- [Dataset excerpt]:
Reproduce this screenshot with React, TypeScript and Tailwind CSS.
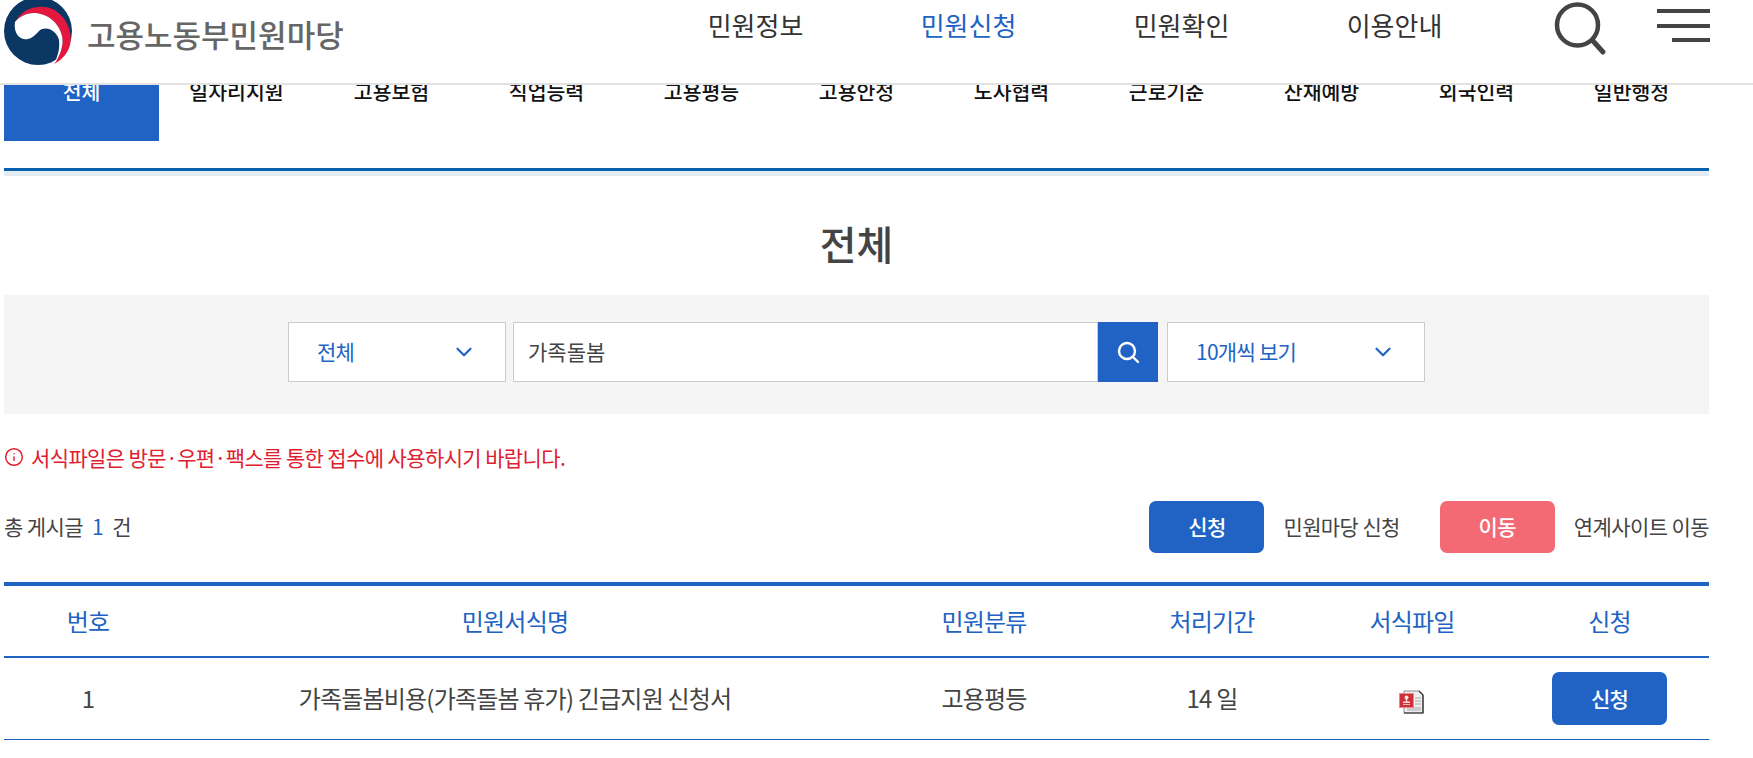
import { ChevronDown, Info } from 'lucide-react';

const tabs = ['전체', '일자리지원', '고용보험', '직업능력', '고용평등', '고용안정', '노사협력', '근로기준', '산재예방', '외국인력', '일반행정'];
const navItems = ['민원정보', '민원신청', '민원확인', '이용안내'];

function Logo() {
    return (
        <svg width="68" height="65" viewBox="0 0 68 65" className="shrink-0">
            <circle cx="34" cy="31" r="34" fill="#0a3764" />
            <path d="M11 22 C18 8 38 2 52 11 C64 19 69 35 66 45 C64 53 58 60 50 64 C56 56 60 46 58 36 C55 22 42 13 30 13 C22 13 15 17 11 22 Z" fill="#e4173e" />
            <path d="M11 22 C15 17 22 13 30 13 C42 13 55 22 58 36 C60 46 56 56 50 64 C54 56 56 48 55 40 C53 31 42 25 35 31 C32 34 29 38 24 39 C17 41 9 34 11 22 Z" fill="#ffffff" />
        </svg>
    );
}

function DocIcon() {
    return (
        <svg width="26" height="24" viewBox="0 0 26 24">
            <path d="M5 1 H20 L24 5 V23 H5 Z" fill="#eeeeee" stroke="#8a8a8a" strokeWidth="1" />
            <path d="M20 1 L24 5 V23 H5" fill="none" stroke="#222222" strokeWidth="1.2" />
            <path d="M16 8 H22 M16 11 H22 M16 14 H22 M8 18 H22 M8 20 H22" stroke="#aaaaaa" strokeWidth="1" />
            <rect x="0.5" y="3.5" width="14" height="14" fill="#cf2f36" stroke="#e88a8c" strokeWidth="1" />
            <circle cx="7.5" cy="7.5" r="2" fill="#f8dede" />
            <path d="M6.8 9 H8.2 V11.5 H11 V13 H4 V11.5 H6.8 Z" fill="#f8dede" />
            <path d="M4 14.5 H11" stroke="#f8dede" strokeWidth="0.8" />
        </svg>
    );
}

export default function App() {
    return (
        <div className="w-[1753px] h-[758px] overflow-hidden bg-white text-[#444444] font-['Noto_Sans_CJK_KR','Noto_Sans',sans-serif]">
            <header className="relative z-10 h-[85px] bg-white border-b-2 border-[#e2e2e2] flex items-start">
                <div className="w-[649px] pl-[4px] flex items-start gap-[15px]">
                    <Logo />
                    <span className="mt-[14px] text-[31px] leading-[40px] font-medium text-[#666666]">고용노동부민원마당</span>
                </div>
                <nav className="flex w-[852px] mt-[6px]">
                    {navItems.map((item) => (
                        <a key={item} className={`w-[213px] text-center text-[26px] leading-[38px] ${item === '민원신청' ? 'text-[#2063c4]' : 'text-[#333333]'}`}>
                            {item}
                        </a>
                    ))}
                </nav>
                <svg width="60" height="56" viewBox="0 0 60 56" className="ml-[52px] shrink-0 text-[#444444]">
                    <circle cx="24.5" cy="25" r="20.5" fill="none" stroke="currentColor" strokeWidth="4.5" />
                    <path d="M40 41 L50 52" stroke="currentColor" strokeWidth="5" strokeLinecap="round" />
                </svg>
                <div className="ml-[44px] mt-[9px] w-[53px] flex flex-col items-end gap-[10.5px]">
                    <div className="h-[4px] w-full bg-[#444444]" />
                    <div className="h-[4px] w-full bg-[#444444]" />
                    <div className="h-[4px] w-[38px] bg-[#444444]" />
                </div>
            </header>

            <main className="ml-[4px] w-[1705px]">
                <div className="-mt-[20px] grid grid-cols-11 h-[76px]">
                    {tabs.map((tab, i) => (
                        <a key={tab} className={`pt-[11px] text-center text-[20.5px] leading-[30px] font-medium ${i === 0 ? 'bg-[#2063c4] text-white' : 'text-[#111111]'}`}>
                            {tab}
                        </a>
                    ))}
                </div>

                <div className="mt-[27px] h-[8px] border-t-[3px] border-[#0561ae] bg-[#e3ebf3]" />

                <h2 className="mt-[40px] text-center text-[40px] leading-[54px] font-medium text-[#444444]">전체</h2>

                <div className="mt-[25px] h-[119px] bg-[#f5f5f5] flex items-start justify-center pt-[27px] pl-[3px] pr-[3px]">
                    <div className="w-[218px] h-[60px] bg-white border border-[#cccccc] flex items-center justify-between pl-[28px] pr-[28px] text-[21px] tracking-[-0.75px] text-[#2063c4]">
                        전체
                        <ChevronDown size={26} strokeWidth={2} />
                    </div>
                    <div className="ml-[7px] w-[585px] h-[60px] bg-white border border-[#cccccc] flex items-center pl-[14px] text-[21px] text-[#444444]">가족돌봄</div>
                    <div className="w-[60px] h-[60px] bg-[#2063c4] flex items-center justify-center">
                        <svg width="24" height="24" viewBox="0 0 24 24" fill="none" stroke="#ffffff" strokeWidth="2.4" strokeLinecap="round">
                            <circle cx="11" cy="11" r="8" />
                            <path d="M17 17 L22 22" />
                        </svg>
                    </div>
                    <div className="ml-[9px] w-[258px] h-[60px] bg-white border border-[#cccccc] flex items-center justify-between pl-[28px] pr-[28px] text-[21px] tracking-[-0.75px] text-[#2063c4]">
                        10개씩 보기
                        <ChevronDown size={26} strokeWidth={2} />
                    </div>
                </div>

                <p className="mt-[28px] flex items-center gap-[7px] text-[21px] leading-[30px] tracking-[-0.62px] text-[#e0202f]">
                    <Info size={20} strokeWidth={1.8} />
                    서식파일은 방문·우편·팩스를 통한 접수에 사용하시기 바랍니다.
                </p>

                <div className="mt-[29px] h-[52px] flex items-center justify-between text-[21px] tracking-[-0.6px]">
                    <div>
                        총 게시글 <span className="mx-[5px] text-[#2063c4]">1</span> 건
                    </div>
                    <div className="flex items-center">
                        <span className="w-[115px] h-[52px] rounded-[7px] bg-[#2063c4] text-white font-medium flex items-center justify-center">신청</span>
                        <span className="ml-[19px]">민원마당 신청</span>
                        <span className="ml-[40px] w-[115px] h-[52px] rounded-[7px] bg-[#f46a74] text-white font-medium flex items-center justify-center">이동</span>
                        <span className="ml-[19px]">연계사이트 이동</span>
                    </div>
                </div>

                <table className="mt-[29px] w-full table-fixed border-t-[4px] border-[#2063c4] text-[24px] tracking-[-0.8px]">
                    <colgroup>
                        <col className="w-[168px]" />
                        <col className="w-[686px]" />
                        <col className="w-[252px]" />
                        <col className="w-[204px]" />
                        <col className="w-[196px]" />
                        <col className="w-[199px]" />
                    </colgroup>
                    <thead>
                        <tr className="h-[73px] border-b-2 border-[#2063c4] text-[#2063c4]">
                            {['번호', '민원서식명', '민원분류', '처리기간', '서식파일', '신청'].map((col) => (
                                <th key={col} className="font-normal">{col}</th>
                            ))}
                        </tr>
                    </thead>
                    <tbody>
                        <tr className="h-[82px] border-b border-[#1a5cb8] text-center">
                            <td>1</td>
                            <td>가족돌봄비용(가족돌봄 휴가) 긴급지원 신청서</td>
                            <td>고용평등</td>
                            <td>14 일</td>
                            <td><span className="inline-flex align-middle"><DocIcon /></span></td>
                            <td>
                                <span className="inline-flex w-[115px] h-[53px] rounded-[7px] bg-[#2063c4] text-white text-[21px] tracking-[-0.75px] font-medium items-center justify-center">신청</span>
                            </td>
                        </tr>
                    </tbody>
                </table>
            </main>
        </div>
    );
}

- [Exercise aim]: Go through the listing above and write it out again exactly, dropping the pictures.

- [Final result]:
Reproduce this screenshot with React, TypeScript and Tailwind CSS.
import { ChevronDown, Info } from 'lucide-react';

const tabs = ['전체', '일자리지원', '고용보험', '직업능력', '고용평등', '고용안정', '노사협력', '근로기준', '산재예방', '외국인력', '일반행정'];
const navItems = ['민원정보', '민원신청', '민원확인', '이용안내'];

function Logo() {
    return (
        <svg width="68" height="65" viewBox="0 0 68 65" className="shrink-0">
            <circle cx="34" cy="31" r="34" fill="#0a3764" />
            <path d="M11 22 C18 8 38 2 52 11 C64 19 69 35 66 45 C64 53 58 60 50 64 C56 56 60 46 58 36 C55 22 42 13 30 13 C22 13 15 17 11 22 Z" fill="#e4173e" />
            <path d="M11 22 C15 17 22 13 30 13 C42 13 55 22 58 36 C60 46 56 56 50 64 C54 56 56 48 55 40 C53 31 42 25 35 31 C32 34 29 38 24 39 C17 41 9 34 11 22 Z" fill="#ffffff" />
        </svg>
    );
}

function DocIcon() {
    return (
        <svg width="26" height="24" viewBox="0 0 26 24">
            <path d="M5 1 H20 L24 5 V23 H5 Z" fill="#eeeeee" stroke="#8a8a8a" strokeWidth="1" />
            <path d="M20 1 L24 5 V23 H5" fill="none" stroke="#222222" strokeWidth="1.2" />
            <path d="M16 8 H22 M16 11 H22 M16 14 H22 M8 18 H22 M8 20 H22" stroke="#aaaaaa" strokeWidth="1" />
            <rect x="0.5" y="3.5" width="14" height="14" fill="#cf2f36" stroke="#e88a8c" strokeWidth="1" />
            <circle cx="7.5" cy="7.5" r="2" fill="#f8dede" />
            <path d="M6.8 9 H8.2 V11.5 H11 V13 H4 V11.5 H6.8 Z" fill="#f8dede" />
            <path d="M4 14.5 H11" stroke="#f8dede" strokeWidth="0.8" />
        </svg>
    );
}

export default function App() {
    return (
        <div className="w-[1753px] h-[758px] overflow-hidden bg-white text-[#444444] font-['Noto_Sans_CJK_KR','Noto_Sans',sans-serif]">
            <header className="relative z-10 h-[85px] bg-white border-b-2 border-[#e2e2e2] flex items-start">
                <div className="w-[649px] pl-[4px] flex items-start gap-[15px]">
                    <Logo />
                    <span className="mt-[14px] text-[31px] leading-[40px] font-medium text-[#666666]">고용노동부민원마당</span>
                </div>
                <nav className="flex w-[852px] mt-[6px]">
                    {navItems.map((item) => (
                        <a key={item} className={`w-[213px] text-center text-[26px] leading-[38px] ${item === '민원신청' ? 'text-[#2063c4]' : 'text-[#333333]'}`}>
                            {item}
                        </a>
                    ))}
                </nav>
                <svg width="60" height="56" viewBox="0 0 60 56" className="ml-[52px] shrink-0 text-[#444444]">
                    <circle cx="24.5" cy="25" r="20.5" fill="none" stroke="currentColor" strokeWidth="4.5" />
                    <path d="M40 41 L50 52" stroke="currentColor" strokeWidth="5" strokeLinecap="round" />
                </svg>
                <div className="ml-[44px] mt-[9px] w-[53px] flex flex-col items-end gap-[10.5px]">
                    <div className="h-[4px] w-full bg-[#444444]" />
                    <div className="h-[4px] w-full bg-[#444444]" />
                    <div className="h-[4px] w-[38px] bg-[#444444]" />
                </div>
            </header>

            <main className="ml-[4px] w-[1705px]">
                <div className="-mt-[20px] grid grid-cols-11 h-[76px]">
                    {tabs.map((tab, i) => (
                        <a key={tab} className={`pt-[11px] text-center text-[20.5px] leading-[30px] font-medium ${i === 0 ? 'bg-[#2063c4] text-white' : 'text-[#111111]'}`}>
                            {tab}
                        </a>
                    ))}
                </div>

                <div className="mt-[27px] h-[8px] border-t-[3px] border-[#0561ae] bg-[#e3ebf3]" />

                <h2 className="mt-[40px] text-center text-[40px] leading-[54px] font-medium text-[#444444]">전체</h2>

                <div className="mt-[25px] h-[119px] bg-[#f5f5f5] flex items-start justify-center pt-[27px] pl-[3px] pr-[3px]">
                    <div className="w-[218px] h-[60px] bg-white border border-[#cccccc] flex items-center justify-between pl-[28px] pr-[28px] text-[21px] tracking-[-0.75px] text-[#2063c4]">
                        전체
                        <ChevronDown size={26} strokeWidth={2} />
                    </div>
                    <div className="ml-[7px] w-[585px] h-[60px] bg-white border border-[#cccccc] flex items-center pl-[14px] text-[21px] text-[#444444]">가족돌봄</div>
                    <div className="w-[60px] h-[60px] bg-[#2063c4] flex items-center justify-center">
                        <svg width="24" height="24" viewBox="0 0 24 24" fill="none" stroke="#ffffff" strokeWidth="2.4" strokeLinecap="round">
                            <circle cx="11" cy="11" r="8" />
                            <path d="M17 17 L22 22" />
                        </svg>
                    </div>
                    <div className="ml-[9px] w-[258px] h-[60px] bg-white border border-[#cccccc] flex items-center justify-between pl-[28px] pr-[28px] text-[21px] tracking-[-0.75px] text-[#2063c4]">
                        10개씩 보기
                        <ChevronDown size={26} strokeWidth={2} />
                    </div>
                </div>

                <p className="mt-[28px] flex items-center gap-[7px] text-[21px] leading-[30px] tracking-[-0.62px] text-[#e0202f]">
                    <Info size={20} strokeWidth={1.8} />
                    서식파일은 방문·우편·팩스를 통한 접수에 사용하시기 바랍니다.
                </p>

                <div className="mt-[29px] h-[52px] flex items-center justify-between text-[21px] tracking-[-0.6px]">
                    <div>
                        총 게시글 <span className="mx-[5px] text-[#2063c4]">1</span> 건
                    </div>
                    <div className="flex items-center">
                        <span className="w-[115px] h-[52px] rounded-[7px] bg-[#2063c4] text-white font-medium flex items-center justify-center">신청</span>
                        <span className="ml-[19px]">민원마당 신청</span>
                        <span className="ml-[40px] w-[115px] h-[52px] rounded-[7px] bg-[#f46a74] text-white font-medium flex items-center justify-center">이동</span>
                        <span className="ml-[19px]">연계사이트 이동</span>
                    </div>
                </div>

                <table className="mt-[29px] w-full table-fixed border-t-[4px] border-[#2063c4] text-[24px] tracking-[-0.8px]">
                    <colgroup>
                        <col className="w-[168px]" />
                        <col className="w-[686px]" />
                        <col className="w-[252px]" />
                        <col className="w-[204px]" />
                        <col className="w-[196px]" />
                        <col className="w-[199px]" />
                    </colgroup>
                    <thead>
                        <tr className="h-[73px] border-b-2 border-[#2063c4] text-[#2063c4]">
                            {['번호', '민원서식명', '민원분류', '처리기간', '서식파일', '신청'].map((col) => (
                                <th key={col} className="font-normal">{col}</th>
                            ))}
                        </tr>
                    </thead>
                    <tbody>
                        <tr className="h-[82px] border-b border-[#1a5cb8] text-center">
                            <td>1</td>
                            <td>가족돌봄비용(가족돌봄 휴가) 긴급지원 신청서</td>
                            <td>고용평등</td>
                            <td>14 일</td>
                            <td><span className="inline-flex align-middle"><DocIcon /></span></td>
                            <td>
                                <span className="inline-flex w-[115px] h-[53px] rounded-[7px] bg-[#2063c4] text-white text-[21px] tracking-[-0.75px] font-medium items-center justify-center">신청</span>
                            </td>
                        </tr>
                    </tbody>
                </table>
            </main>
        </div>
    );
}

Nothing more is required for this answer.